[BEGIN DATASET SECTION]

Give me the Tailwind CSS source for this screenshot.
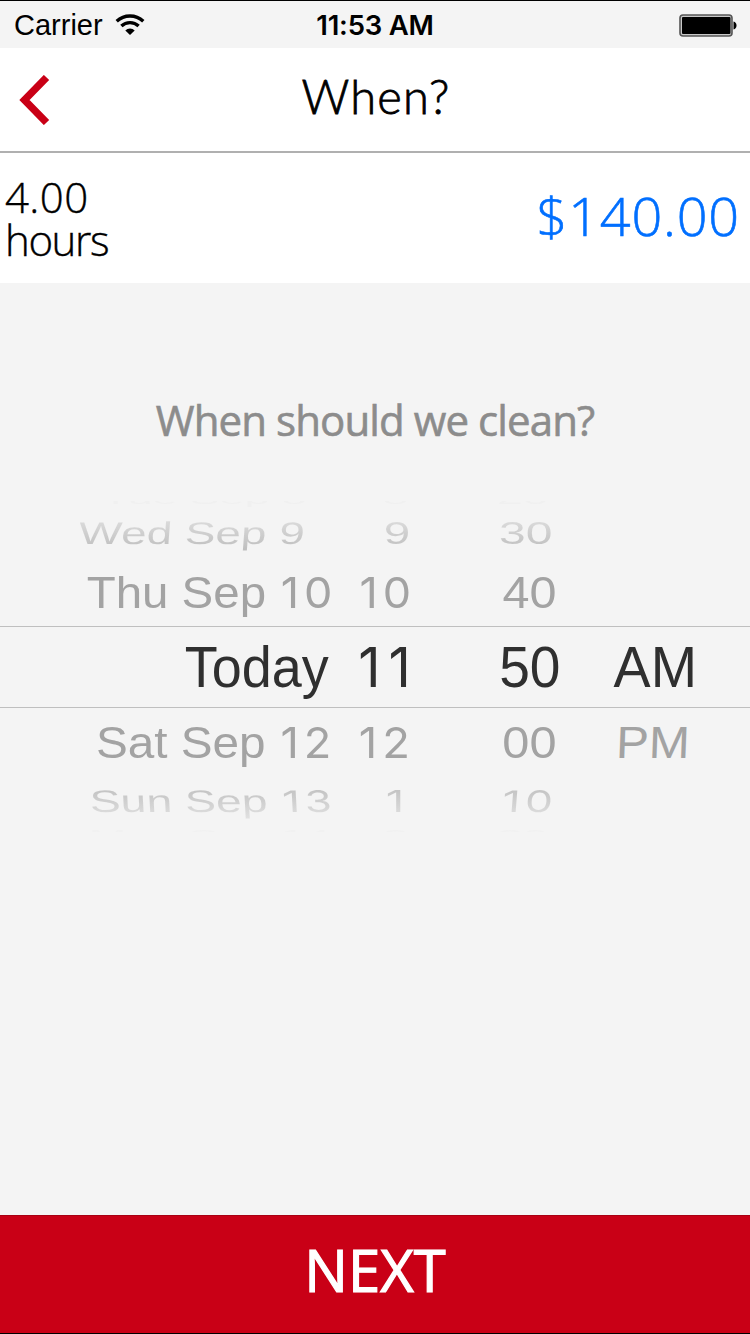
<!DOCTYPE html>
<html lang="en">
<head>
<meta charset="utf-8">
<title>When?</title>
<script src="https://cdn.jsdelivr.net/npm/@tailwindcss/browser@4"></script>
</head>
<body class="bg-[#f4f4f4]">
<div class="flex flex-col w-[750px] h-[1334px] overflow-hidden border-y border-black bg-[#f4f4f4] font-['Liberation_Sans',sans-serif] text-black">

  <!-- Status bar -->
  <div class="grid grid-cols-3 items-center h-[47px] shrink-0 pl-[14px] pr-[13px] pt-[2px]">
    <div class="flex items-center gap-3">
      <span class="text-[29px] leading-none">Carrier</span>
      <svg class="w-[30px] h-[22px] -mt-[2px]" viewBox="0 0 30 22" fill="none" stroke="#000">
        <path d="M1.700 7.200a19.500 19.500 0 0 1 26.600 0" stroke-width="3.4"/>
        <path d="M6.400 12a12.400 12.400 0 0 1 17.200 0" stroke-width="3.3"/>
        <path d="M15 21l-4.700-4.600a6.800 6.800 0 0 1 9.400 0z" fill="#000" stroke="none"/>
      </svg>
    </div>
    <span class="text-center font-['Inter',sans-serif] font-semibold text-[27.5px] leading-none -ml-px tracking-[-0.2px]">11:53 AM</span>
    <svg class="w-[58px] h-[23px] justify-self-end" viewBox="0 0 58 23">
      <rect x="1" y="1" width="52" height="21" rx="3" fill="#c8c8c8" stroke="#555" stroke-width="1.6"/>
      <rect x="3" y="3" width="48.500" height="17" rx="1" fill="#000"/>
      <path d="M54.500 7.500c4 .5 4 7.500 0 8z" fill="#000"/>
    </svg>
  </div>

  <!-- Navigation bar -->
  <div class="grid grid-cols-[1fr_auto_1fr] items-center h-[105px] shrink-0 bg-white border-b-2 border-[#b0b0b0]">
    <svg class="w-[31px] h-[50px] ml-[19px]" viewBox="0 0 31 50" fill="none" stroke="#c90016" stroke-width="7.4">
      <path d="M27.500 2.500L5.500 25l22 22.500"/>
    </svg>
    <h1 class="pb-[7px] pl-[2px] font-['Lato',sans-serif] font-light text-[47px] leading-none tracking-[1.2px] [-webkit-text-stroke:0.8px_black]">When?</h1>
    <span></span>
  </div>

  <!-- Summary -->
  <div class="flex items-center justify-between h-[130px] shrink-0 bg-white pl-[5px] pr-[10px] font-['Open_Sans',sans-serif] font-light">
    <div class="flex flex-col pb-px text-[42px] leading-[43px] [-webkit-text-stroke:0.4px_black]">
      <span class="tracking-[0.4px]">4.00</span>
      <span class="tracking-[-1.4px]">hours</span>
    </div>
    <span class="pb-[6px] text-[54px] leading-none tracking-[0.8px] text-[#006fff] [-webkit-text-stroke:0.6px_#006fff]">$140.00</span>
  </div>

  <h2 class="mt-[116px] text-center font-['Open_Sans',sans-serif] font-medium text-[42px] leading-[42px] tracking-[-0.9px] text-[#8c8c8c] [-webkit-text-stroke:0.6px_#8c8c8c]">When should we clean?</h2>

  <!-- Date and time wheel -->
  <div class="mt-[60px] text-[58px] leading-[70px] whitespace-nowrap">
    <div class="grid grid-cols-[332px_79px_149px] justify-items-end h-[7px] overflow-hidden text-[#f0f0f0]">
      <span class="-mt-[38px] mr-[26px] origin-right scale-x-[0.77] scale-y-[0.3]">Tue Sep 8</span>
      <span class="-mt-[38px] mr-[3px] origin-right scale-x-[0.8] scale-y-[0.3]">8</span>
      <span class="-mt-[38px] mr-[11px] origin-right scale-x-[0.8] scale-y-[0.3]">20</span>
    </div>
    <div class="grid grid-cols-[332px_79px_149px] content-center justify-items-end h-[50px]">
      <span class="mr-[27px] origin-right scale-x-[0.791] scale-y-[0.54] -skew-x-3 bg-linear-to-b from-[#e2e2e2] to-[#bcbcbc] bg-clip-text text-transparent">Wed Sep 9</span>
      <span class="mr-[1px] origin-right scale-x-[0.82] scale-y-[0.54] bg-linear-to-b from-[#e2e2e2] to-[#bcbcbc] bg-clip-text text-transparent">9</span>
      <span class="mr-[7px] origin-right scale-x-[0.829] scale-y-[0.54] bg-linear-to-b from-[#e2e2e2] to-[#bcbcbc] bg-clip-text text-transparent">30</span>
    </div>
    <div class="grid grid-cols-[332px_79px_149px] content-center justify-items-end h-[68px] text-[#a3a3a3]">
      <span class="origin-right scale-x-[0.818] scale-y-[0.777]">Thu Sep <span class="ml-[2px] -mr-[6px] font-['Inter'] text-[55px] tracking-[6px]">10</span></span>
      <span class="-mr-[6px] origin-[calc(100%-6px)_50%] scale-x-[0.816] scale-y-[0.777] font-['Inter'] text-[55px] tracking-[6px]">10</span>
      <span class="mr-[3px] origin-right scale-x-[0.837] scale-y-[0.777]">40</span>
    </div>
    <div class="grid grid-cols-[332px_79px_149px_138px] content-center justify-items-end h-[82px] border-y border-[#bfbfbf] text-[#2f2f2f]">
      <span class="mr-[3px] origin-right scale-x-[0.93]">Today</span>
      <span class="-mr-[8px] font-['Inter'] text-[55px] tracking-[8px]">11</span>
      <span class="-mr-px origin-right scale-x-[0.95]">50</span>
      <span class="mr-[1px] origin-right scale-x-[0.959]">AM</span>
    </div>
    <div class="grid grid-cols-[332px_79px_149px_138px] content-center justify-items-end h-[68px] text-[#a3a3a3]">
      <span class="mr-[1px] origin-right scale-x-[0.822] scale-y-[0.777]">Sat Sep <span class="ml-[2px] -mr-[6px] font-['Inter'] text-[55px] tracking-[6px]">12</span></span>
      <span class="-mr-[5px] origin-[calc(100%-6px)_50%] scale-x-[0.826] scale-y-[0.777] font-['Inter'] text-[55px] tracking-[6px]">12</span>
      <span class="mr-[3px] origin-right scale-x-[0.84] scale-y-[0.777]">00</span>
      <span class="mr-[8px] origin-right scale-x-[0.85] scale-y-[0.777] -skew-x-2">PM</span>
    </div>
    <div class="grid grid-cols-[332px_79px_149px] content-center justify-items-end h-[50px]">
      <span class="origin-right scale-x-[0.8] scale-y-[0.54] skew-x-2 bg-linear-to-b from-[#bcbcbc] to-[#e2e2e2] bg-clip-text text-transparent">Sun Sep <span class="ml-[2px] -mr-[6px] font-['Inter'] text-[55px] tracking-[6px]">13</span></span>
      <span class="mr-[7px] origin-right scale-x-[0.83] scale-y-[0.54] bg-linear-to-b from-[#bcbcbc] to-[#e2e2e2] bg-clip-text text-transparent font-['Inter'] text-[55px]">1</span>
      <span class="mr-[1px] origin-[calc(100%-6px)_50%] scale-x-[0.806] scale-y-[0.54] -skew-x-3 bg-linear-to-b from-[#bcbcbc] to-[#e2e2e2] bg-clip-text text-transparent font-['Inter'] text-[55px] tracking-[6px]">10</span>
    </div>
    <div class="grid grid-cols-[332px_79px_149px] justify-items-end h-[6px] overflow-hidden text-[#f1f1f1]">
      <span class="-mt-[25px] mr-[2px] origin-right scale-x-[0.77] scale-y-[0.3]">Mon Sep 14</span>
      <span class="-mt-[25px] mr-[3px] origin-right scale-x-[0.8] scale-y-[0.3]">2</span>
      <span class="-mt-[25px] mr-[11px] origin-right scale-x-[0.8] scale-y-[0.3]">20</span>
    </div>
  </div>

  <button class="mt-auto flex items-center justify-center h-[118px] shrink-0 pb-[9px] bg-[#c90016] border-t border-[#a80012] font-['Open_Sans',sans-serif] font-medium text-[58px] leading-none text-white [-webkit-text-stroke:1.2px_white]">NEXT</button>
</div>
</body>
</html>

[END DATASET SECTION]

EXERCISE TASK:
Give again, exactly, the lines from the start of the data through the one holding "flex-col w-[750px] h-[1334px]"; omit the pictures.

TASK RESPONSE:
Give me the Tailwind CSS source for this screenshot.
<!DOCTYPE html>
<html lang="en">
<head>
<meta charset="utf-8">
<title>When?</title>
<script src="https://cdn.jsdelivr.net/npm/@tailwindcss/browser@4"></script>
</head>
<body class="bg-[#f4f4f4]">
<div class="flex flex-col w-[750px] h-[1334px] overflow-hidden border-y border-black bg-[#f4f4f4] font-['Liberation_Sans',sans-serif] text-black">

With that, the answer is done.